Whenever the need for a structured introduction to programming arises in science and engineering courses, this book may be your option, either for self-study or for use in organized teaching. The thinking, habits, and practice covered in a couple of hundred pages will put readers in a firm position for utilizing and understanding the power of computers for problem solving in science and engineering.
All program and data files referred to in this book are available from the book's primary web site: http://hplgit.github.io/prog4comp/.

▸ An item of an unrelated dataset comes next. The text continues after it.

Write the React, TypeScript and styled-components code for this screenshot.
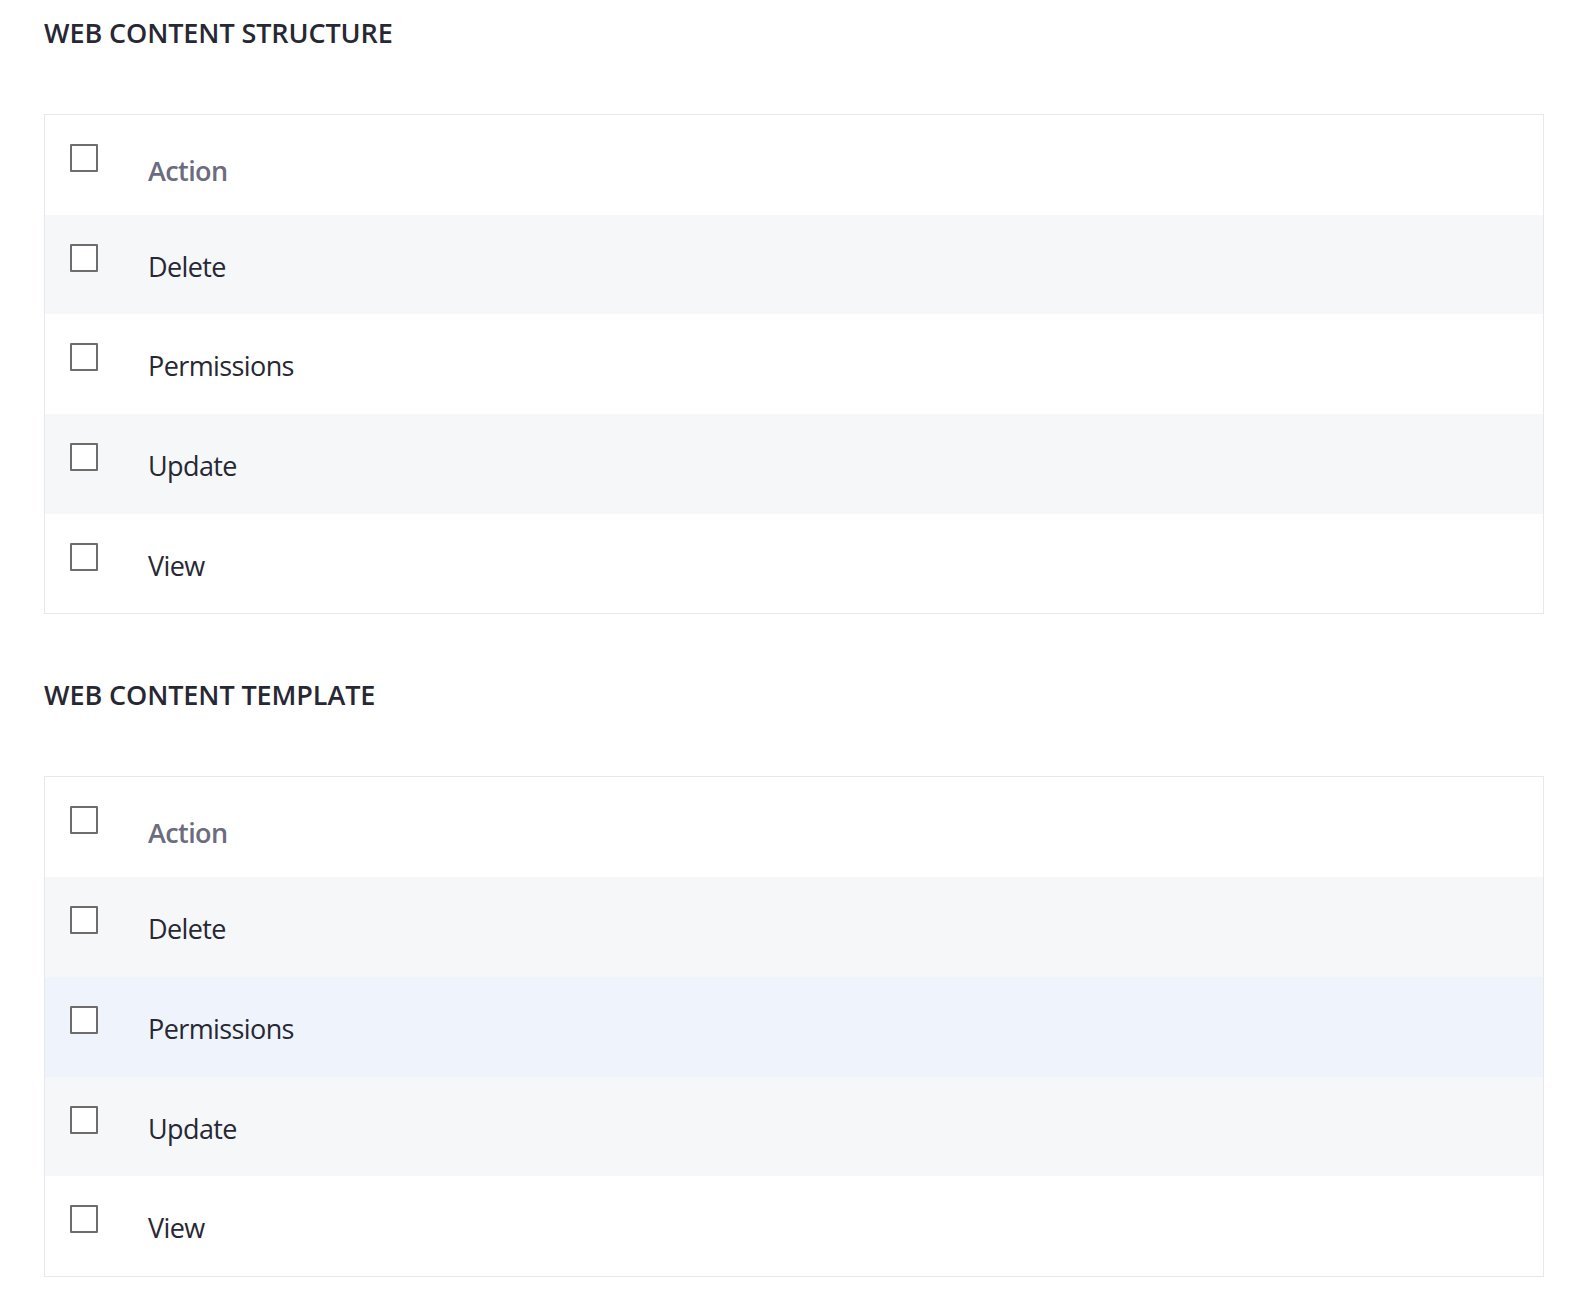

First of all, we want to thank all students who attended the courses FM1006 Modelling and simulation of dynamic systems, FM1115 Scientific Computing, FB1012 Mathematics I and FB2112 Physics at University College of Southeast Norway over the last couple of years. They worked their way through early versions of this text and gave us constructive and positive feedback that helped us correct errors and improve the book in so many ways. Special acknowledgement goes to Guandong Kou and Edirisinghe V. P. J. Manjula for their careful reading of the manuscript and constructive suggestions for improvement. The careful proof reading by Yapi Donatien Achou is also highly appreciated. We thank all our good colleagues at University College of Southeast Norway, University of Oslo, and Simula Research Laboratory for their continued support and interest, enlightening discussions, and for providing such an inspiring environment for teaching and science. In particular, Svein Linge is thankful to Marius Lysaker for their fruitful collaboration on introducing programming as an integral part of mathematics and physics bachelor courses at University College of Southeast Norway. Finally, the authors must thank the Springer team with Dr. Martin Peters, Thanh-Ha Le Thi, and Yvonne Schlatter for the effective editorial and production process.
The text was written in the DocOnce  markup language, which allowed us to work with a single text source for both the Python and the Matlab version of this book, and to produce various electronic versions of the book.